Until today, for since at least 3 months ago, I regularly encountered hundreds of tree conflicts when attempting to merge a branch back into the trunk (using TortoiseSVN 1.11). Whether rebased or not, BTW.
I've been using TortoiseSVN since its v1, back in 2004, and I used to reintegrate branches all the time. Something must have happened recently I suppose?
So today I ran this simple experiment, and I found what was creating these crazy conflicts:
- I forked off the trunk @393;
- I modified tens of files randomly, as well as creating new ones;
- I committed.
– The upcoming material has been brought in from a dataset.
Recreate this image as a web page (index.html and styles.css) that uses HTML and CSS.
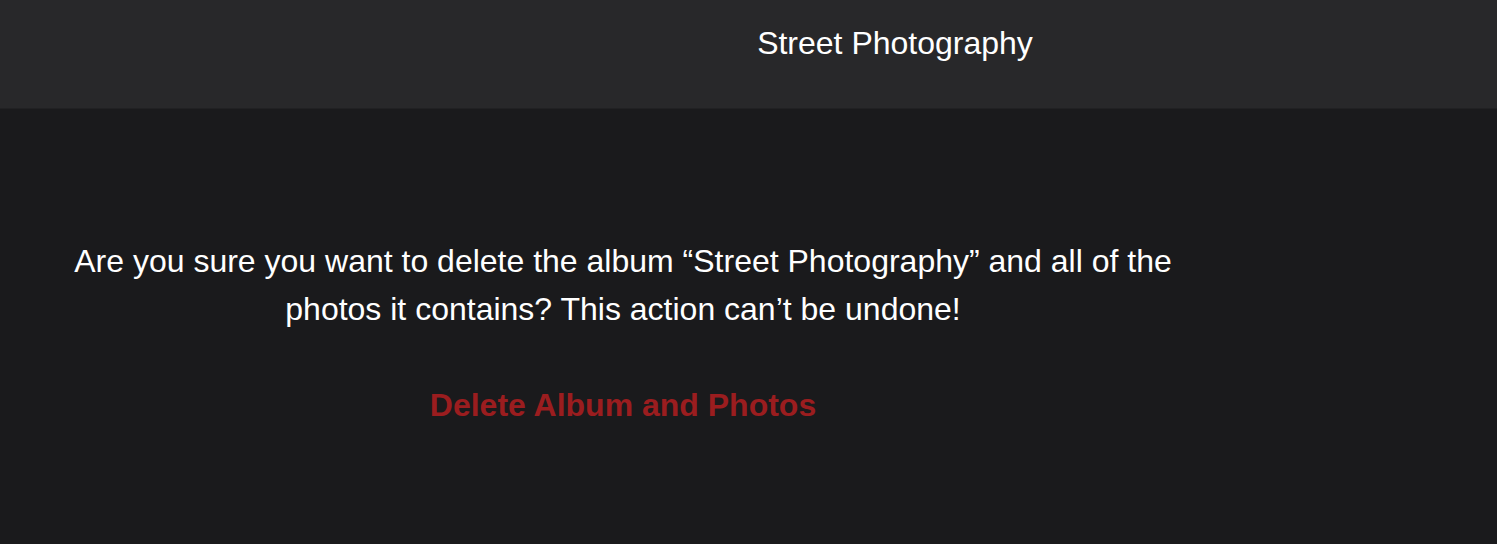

Now @395 (a colleague forked off at 394 to perform his own stuff).
- Then I tried to reintegrate the branch back into the trunk, test only;
following TortoiseSVN's recommendation in the wizard: "to merge all revisions (reintegrate), leave that box empty". To achieve this, I right-clicked onto the trunk folder, and chose "TortoiseSVN > Merge, from /path/to/branch", and I left the rev range empty, as advised on the dialog.
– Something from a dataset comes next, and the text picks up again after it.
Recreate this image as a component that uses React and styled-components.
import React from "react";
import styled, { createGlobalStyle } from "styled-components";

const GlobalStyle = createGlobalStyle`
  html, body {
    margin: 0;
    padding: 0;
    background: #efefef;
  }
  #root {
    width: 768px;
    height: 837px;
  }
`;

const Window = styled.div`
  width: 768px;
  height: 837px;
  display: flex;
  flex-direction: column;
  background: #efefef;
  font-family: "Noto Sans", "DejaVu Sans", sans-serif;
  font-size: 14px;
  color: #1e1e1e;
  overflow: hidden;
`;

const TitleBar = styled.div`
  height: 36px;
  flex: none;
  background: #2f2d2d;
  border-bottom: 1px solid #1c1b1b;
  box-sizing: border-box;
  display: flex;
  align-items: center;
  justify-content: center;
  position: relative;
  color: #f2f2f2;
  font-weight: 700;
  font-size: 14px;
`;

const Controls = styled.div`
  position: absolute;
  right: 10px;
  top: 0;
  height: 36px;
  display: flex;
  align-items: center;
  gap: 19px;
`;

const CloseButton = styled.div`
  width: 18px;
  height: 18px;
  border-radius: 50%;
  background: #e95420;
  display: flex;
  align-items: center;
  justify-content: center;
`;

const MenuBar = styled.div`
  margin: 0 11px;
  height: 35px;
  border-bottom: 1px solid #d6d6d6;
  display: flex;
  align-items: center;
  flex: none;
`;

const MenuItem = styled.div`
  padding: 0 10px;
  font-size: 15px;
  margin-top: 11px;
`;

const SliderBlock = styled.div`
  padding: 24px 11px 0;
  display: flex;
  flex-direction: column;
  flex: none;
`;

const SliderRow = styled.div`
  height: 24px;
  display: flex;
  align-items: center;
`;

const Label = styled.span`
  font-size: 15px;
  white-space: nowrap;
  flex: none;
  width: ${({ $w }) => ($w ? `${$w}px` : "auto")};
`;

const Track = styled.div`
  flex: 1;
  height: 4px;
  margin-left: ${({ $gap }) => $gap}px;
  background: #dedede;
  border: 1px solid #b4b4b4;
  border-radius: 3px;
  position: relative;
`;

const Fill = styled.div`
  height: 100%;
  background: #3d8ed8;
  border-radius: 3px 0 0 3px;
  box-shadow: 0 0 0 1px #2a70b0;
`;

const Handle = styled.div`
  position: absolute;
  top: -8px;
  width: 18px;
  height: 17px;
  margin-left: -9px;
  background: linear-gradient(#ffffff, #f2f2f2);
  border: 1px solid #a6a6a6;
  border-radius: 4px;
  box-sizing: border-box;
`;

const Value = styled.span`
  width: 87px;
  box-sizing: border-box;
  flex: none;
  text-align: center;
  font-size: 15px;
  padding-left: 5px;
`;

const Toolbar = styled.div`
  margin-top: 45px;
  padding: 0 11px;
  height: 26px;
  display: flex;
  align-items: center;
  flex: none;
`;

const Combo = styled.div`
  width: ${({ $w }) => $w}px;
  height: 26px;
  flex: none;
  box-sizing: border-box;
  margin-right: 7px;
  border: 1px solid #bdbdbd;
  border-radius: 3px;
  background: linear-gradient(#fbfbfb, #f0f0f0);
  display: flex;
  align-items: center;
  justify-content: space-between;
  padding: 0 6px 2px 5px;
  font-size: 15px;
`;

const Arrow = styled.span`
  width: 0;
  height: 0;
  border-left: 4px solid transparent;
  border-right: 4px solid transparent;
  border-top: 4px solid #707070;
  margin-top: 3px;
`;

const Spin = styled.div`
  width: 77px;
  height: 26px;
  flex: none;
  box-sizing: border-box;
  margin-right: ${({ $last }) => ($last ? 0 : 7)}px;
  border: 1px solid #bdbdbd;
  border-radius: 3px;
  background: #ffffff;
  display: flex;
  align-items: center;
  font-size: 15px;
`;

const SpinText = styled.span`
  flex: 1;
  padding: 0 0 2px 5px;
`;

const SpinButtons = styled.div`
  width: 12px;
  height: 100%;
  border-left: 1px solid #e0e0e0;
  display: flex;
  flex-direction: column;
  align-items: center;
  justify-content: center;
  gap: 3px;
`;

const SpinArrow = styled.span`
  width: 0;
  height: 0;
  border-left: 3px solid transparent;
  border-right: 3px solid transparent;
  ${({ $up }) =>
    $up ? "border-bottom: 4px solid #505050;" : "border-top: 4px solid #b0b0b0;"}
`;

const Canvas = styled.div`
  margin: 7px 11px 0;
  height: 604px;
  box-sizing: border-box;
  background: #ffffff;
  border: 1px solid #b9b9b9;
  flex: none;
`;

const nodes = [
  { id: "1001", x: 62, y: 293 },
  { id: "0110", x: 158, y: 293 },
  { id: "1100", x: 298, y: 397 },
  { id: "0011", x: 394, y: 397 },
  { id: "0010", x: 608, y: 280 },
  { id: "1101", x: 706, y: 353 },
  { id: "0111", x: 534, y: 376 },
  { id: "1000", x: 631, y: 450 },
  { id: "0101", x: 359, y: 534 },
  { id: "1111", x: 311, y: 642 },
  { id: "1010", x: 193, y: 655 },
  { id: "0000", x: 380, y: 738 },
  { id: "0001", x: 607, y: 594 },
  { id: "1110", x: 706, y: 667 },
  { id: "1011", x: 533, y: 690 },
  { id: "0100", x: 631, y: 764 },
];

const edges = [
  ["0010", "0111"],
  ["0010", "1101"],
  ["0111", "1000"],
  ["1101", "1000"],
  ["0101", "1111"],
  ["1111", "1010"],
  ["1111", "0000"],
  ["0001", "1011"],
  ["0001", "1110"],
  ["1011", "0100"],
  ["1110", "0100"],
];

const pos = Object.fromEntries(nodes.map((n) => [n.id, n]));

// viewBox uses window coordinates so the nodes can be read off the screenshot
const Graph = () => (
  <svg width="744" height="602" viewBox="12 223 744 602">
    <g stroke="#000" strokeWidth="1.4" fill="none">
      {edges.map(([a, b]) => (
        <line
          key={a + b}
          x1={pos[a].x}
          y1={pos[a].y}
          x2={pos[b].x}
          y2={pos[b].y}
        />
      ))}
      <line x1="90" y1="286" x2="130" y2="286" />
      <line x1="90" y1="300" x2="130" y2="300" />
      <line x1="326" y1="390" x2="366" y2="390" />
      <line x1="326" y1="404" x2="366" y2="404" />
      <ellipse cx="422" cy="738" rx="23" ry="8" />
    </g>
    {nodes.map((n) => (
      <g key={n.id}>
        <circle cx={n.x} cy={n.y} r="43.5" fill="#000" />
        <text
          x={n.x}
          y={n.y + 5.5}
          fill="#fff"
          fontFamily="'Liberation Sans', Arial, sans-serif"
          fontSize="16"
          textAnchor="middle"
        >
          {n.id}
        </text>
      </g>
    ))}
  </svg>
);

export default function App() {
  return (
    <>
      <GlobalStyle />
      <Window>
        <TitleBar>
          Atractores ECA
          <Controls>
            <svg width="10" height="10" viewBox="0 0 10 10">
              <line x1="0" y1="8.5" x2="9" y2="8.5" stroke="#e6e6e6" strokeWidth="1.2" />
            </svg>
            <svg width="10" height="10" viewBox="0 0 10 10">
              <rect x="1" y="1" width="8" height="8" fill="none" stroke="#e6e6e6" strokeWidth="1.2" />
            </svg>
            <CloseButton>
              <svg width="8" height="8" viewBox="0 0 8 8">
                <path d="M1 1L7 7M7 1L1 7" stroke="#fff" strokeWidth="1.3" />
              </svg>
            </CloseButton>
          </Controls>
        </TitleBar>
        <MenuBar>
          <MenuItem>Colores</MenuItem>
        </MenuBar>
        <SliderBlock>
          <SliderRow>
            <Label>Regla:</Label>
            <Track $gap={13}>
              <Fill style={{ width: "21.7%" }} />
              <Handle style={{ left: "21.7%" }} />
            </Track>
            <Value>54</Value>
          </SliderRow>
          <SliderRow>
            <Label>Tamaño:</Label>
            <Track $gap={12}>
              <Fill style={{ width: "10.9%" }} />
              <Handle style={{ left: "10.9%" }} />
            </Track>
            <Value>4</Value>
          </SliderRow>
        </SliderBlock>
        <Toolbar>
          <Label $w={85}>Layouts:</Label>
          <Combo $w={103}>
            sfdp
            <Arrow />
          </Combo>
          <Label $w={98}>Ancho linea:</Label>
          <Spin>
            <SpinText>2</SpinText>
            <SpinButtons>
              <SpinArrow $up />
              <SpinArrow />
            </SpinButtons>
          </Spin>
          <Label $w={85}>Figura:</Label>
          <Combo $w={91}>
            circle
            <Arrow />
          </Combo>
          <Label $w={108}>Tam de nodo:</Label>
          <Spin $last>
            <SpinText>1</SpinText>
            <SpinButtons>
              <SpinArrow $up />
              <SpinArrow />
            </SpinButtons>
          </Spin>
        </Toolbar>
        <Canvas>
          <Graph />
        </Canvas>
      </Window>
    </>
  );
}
Discussion: (see attachment)
all revisions... of what? Little did I know that the client must have been referring to "all revisions of the target! (trunk)", as, in the process of reintegrating that branch, I saw the mention "Merging revisions 1-HEAD"! OMG. Poor Devil, you're falling to your death here. That branch was born @393, can't you read its birth certificate, for God's sake?
Resolution:
- Contrarily to what's advised by the wiz, do specify a range, that covers ALL revisions of...the branch's life! therefore, 394-HEAD;
- now run that merge test again, and get a cigar. ().
Moral:
I can't comprehend why they still haven't fixed that bug, because it is one, I'm sorry.
I should take the time to report this with them.